# WHAT YOU ARE ASKED TO DO:
Quote the records below in full, exactly as given, with the images taken out.

# DATA IN THIS EXERCISE:
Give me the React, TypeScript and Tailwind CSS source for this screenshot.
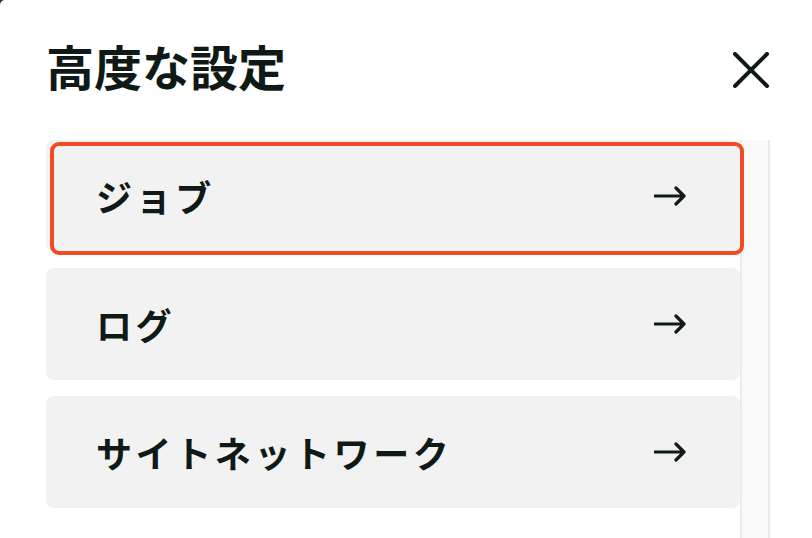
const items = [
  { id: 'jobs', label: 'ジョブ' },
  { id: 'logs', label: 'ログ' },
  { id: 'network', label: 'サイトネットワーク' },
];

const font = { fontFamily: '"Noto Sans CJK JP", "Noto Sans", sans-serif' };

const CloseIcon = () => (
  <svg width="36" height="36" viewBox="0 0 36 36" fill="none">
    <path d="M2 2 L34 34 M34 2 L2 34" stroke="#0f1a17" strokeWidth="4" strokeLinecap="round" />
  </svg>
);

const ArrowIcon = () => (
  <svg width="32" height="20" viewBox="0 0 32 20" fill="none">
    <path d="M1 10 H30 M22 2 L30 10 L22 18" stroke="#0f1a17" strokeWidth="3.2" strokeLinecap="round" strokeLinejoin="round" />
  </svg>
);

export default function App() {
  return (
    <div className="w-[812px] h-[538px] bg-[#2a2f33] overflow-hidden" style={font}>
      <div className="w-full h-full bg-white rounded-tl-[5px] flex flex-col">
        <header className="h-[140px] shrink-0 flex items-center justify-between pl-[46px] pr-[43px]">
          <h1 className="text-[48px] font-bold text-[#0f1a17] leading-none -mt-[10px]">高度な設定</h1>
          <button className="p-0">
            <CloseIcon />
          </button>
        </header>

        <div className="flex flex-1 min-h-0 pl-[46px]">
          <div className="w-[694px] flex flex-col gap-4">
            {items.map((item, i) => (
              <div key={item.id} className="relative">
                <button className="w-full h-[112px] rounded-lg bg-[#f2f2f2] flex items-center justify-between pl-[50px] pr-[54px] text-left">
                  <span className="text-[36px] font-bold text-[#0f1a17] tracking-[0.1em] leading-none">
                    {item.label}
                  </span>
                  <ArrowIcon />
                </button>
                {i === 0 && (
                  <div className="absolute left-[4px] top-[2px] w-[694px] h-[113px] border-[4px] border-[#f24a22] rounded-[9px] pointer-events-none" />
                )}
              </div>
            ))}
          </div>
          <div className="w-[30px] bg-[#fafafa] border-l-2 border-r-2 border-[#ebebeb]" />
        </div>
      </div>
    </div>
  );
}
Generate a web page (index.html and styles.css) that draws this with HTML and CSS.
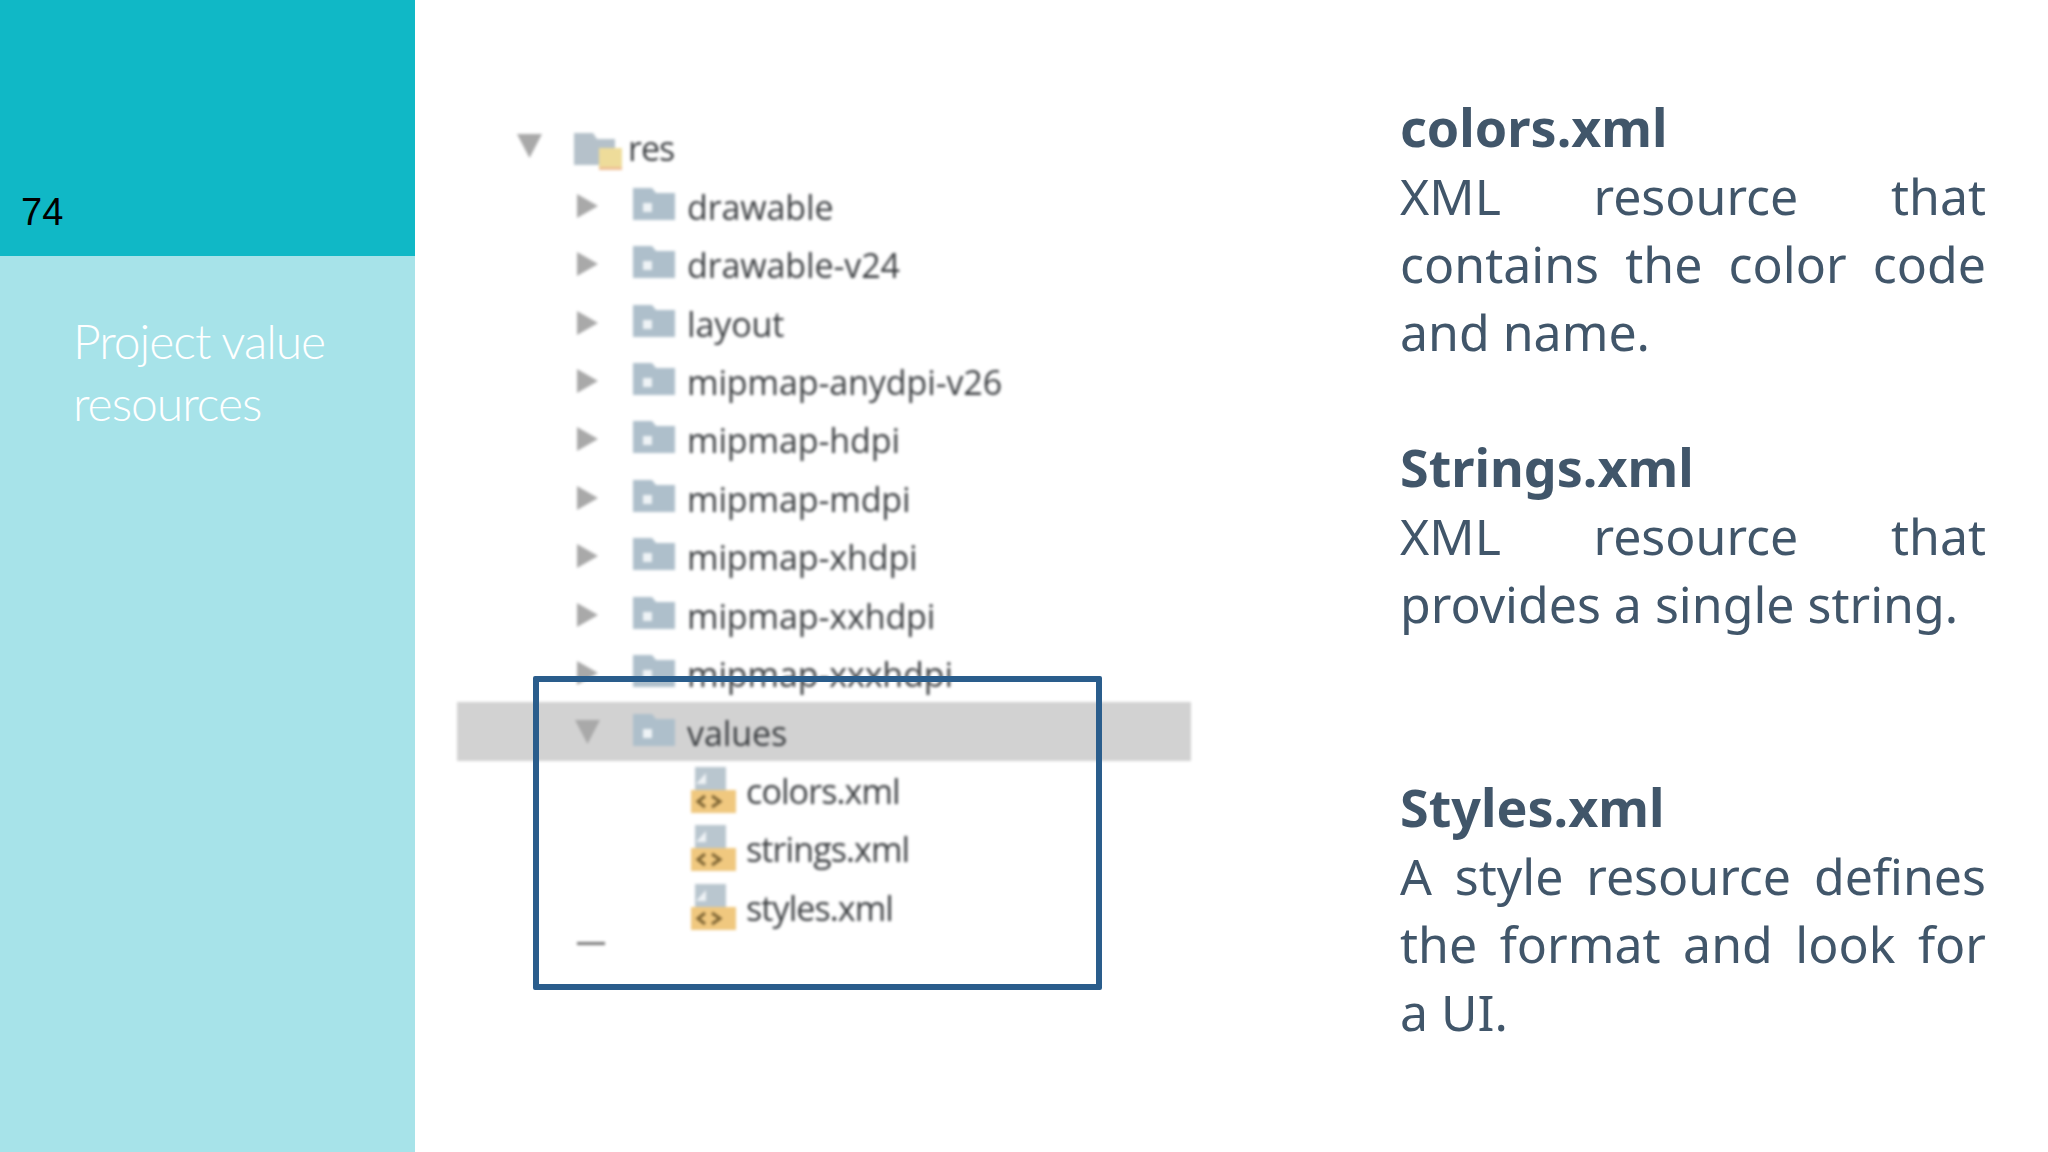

# WORKED ANSWER:
Give me the React, TypeScript and Tailwind CSS source for this screenshot.
const items = [
  { id: 'jobs', label: 'ジョブ' },
  { id: 'logs', label: 'ログ' },
  { id: 'network', label: 'サイトネットワーク' },
];

const font = { fontFamily: '"Noto Sans CJK JP", "Noto Sans", sans-serif' };

const CloseIcon = () => (
  <svg width="36" height="36" viewBox="0 0 36 36" fill="none">
    <path d="M2 2 L34 34 M34 2 L2 34" stroke="#0f1a17" strokeWidth="4" strokeLinecap="round" />
  </svg>
);

const ArrowIcon = () => (
  <svg width="32" height="20" viewBox="0 0 32 20" fill="none">
    <path d="M1 10 H30 M22 2 L30 10 L22 18" stroke="#0f1a17" strokeWidth="3.2" strokeLinecap="round" strokeLinejoin="round" />
  </svg>
);

export default function App() {
  return (
    <div className="w-[812px] h-[538px] bg-[#2a2f33] overflow-hidden" style={font}>
      <div className="w-full h-full bg-white rounded-tl-[5px] flex flex-col">
        <header className="h-[140px] shrink-0 flex items-center justify-between pl-[46px] pr-[43px]">
          <h1 className="text-[48px] font-bold text-[#0f1a17] leading-none -mt-[10px]">高度な設定</h1>
          <button className="p-0">
            <CloseIcon />
          </button>
        </header>

        <div className="flex flex-1 min-h-0 pl-[46px]">
          <div className="w-[694px] flex flex-col gap-4">
            {items.map((item, i) => (
              <div key={item.id} className="relative">
                <button className="w-full h-[112px] rounded-lg bg-[#f2f2f2] flex items-center justify-between pl-[50px] pr-[54px] text-left">
                  <span className="text-[36px] font-bold text-[#0f1a17] tracking-[0.1em] leading-none">
                    {item.label}
                  </span>
                  <ArrowIcon />
                </button>
                {i === 0 && (
                  <div className="absolute left-[4px] top-[2px] w-[694px] h-[113px] border-[4px] border-[#f24a22] rounded-[9px] pointer-events-none" />
                )}
              </div>
            ))}
          </div>
          <div className="w-[30px] bg-[#fafafa] border-l-2 border-r-2 border-[#ebebeb]" />
        </div>
      </div>
    </div>
  );
}
Generate a web page (index.html and styles.css) that draws this with HTML and CSS.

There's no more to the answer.